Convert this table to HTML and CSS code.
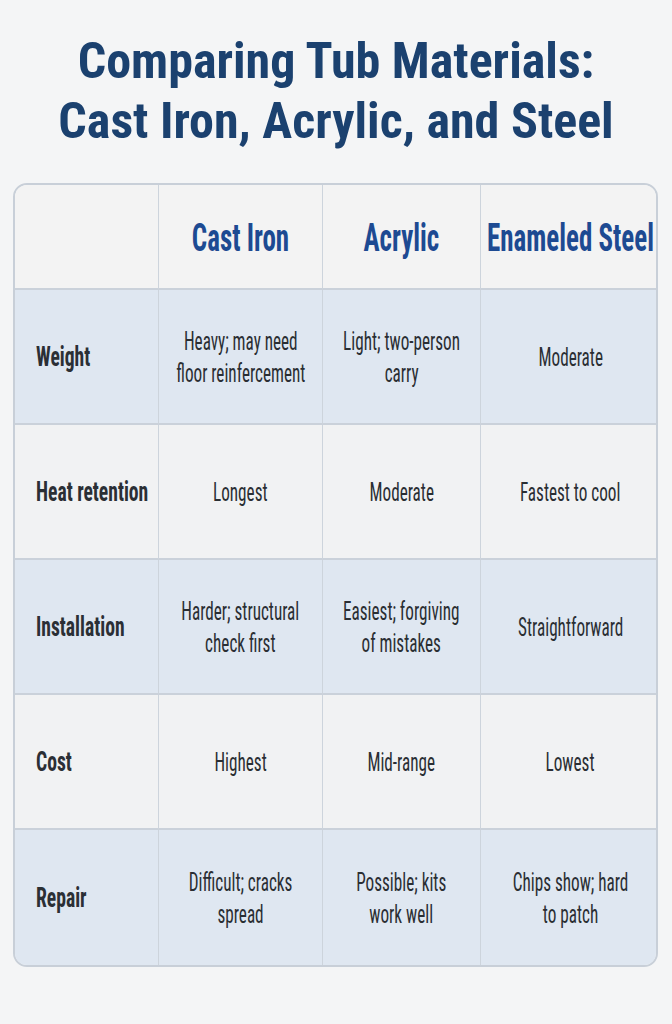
FILE: index.html
```html
<!DOCTYPE html>
<html>
<head>
<meta charset="utf-8">
<link rel="stylesheet" href="styles.css">
</head>
<body>
<main class="page">
  <h1 class="title">Comparing Tub Materials:<br>Cast Iron, Acrylic, and Steel</h1>
  <div class="table">
    <div class="cell head corner"></div>
    <div class="cell head"><span class="t">Cast Iron</span></div>
    <div class="cell head"><span class="t">Acrylic</span></div>
    <div class="cell head"><span class="t">Enameled Steel</span></div>

    <div class="cell label blue"><span class="t">Weight</span></div>
    <div class="cell blue"><span class="t">Heavy; may need<br>floor reinfercement</span></div>
    <div class="cell blue"><span class="t">Light; two-person<br>carry</span></div>
    <div class="cell blue"><span class="t">Moderate</span></div>

    <div class="cell label gray"><span class="t">Heat retention</span></div>
    <div class="cell gray"><span class="t">Longest</span></div>
    <div class="cell gray"><span class="t">Moderate</span></div>
    <div class="cell gray"><span class="t">Fastest to cool</span></div>

    <div class="cell label blue"><span class="t">Installation</span></div>
    <div class="cell blue"><span class="t">Harder; structural<br>check first</span></div>
    <div class="cell blue"><span class="t">Easiest; forgiving<br>of mistakes</span></div>
    <div class="cell blue"><span class="t">Straightforward</span></div>

    <div class="cell label gray"><span class="t">Cost</span></div>
    <div class="cell gray"><span class="t">Highest</span></div>
    <div class="cell gray"><span class="t">Mid-range</span></div>
    <div class="cell gray"><span class="t">Lowest</span></div>

    <div class="cell label blue last"><span class="t">Repair</span></div>
    <div class="cell blue last"><span class="t">Difficult; cracks<br>spread</span></div>
    <div class="cell blue last"><span class="t">Possible; kits<br>work well</span></div>
    <div class="cell blue last"><span class="t">Chips show; hard<br>to patch</span></div>
  </div>
</main>
</body>
</html>
```
FILE: styles.css
```css
html, body {
  margin: 0;
  padding: 0;
  background: #f4f5f6;
}
body {
  font-family: "Roboto Condensed", "Liberation Sans", sans-serif;
}
.page {
  width: 672px;
  height: 1024px;
  padding: 31px 13px 0 13px;
  box-sizing: border-box;
}
.title {
  margin: 0 0 32px 0;
  text-align: center;
  color: #1b416f;
  font-size: 50px;
  line-height: 60px;
  font-weight: bold;
}
.table {
  display: grid;
  grid-template-columns: 144px 164px 158px 179px;
  grid-template-rows: 105px repeat(5, 135px);
  border: 2px solid #c8cfd8;
  border-radius: 14px;
  overflow: hidden;
  width: 645px;
  box-sizing: border-box;
}
.cell {
  display: flex;
  align-items: center;
  justify-content: center;
  text-align: center;
  border-right: 1px solid #cdd4dc;
  border-bottom: 2px solid #cad1da;
  font-size: 26px;
  line-height: 32px;
  color: #2a2e33;
}
.t {
  display: inline-block;
  white-space: nowrap;
  transform: scaleX(0.66);
  transform-origin: center center;
}
.cell:nth-child(4n) {
  border-right: none;
}
.cell.last {
  border-bottom: none;
}
.head {
  background: #f3f3f3;
  color: #1d4a92;
  font-size: 38px;
  line-height: 38px;
  font-weight: bold;
  padding-top: 3px;
}
.head .t {
  transform: scaleX(0.71);
}
.label {
  justify-content: flex-start;
  padding-left: 21px;
  font-weight: bold;
  font-size: 28px;
  color: #2b2f35;
}
.label .t {
  transform: scaleX(0.7);
  transform-origin: left center;
}
.blue {
  background: #dfe7f1;
}
.gray {
  background: #f1f2f3;
}
```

WHAT YOU NEED TO DO
Repeat the data above exactly, but not the pictures.

RESPONSE BELOW
Convert this table to HTML and CSS code.
FILE: index.html
```html
<!DOCTYPE html>
<html>
<head>
<meta charset="utf-8">
<link rel="stylesheet" href="styles.css">
</head>
<body>
<main class="page">
  <h1 class="title">Comparing Tub Materials:<br>Cast Iron, Acrylic, and Steel</h1>
  <div class="table">
    <div class="cell head corner"></div>
    <div class="cell head"><span class="t">Cast Iron</span></div>
    <div class="cell head"><span class="t">Acrylic</span></div>
    <div class="cell head"><span class="t">Enameled Steel</span></div>

    <div class="cell label blue"><span class="t">Weight</span></div>
    <div class="cell blue"><span class="t">Heavy; may need<br>floor reinfercement</span></div>
    <div class="cell blue"><span class="t">Light; two-person<br>carry</span></div>
    <div class="cell blue"><span class="t">Moderate</span></div>

    <div class="cell label gray"><span class="t">Heat retention</span></div>
    <div class="cell gray"><span class="t">Longest</span></div>
    <div class="cell gray"><span class="t">Moderate</span></div>
    <div class="cell gray"><span class="t">Fastest to cool</span></div>

    <div class="cell label blue"><span class="t">Installation</span></div>
    <div class="cell blue"><span class="t">Harder; structural<br>check first</span></div>
    <div class="cell blue"><span class="t">Easiest; forgiving<br>of mistakes</span></div>
    <div class="cell blue"><span class="t">Straightforward</span></div>

    <div class="cell label gray"><span class="t">Cost</span></div>
    <div class="cell gray"><span class="t">Highest</span></div>
    <div class="cell gray"><span class="t">Mid-range</span></div>
    <div class="cell gray"><span class="t">Lowest</span></div>

    <div class="cell label blue last"><span class="t">Repair</span></div>
    <div class="cell blue last"><span class="t">Difficult; cracks<br>spread</span></div>
    <div class="cell blue last"><span class="t">Possible; kits<br>work well</span></div>
    <div class="cell blue last"><span class="t">Chips show; hard<br>to patch</span></div>
  </div>
</main>
</body>
</html>
```
FILE: styles.css
```css
html, body {
  margin: 0;
  padding: 0;
  background: #f4f5f6;
}
body {
  font-family: "Roboto Condensed", "Liberation Sans", sans-serif;
}
.page {
  width: 672px;
  height: 1024px;
  padding: 31px 13px 0 13px;
  box-sizing: border-box;
}
.title {
  margin: 0 0 32px 0;
  text-align: center;
  color: #1b416f;
  font-size: 50px;
  line-height: 60px;
  font-weight: bold;
}
.table {
  display: grid;
  grid-template-columns: 144px 164px 158px 179px;
  grid-template-rows: 105px repeat(5, 135px);
  border: 2px solid #c8cfd8;
  border-radius: 14px;
  overflow: hidden;
  width: 645px;
  box-sizing: border-box;
}
.cell {
  display: flex;
  align-items: center;
  justify-content: center;
  text-align: center;
  border-right: 1px solid #cdd4dc;
  border-bottom: 2px solid #cad1da;
  font-size: 26px;
  line-height: 32px;
  color: #2a2e33;
}
.t {
  display: inline-block;
  white-space: nowrap;
  transform: scaleX(0.66);
  transform-origin: center center;
}
.cell:nth-child(4n) {
  border-right: none;
}
.cell.last {
  border-bottom: none;
}
.head {
  background: #f3f3f3;
  color: #1d4a92;
  font-size: 38px;
  line-height: 38px;
  font-weight: bold;
  padding-top: 3px;
}
.head .t {
  transform: scaleX(0.71);
}
.label {
  justify-content: flex-start;
  padding-left: 21px;
  font-weight: bold;
  font-size: 28px;
  color: #2b2f35;
}
.label .t {
  transform: scaleX(0.7);
  transform-origin: left center;
}
.blue {
  background: #dfe7f1;
}
.gray {
  background: #f1f2f3;
}
```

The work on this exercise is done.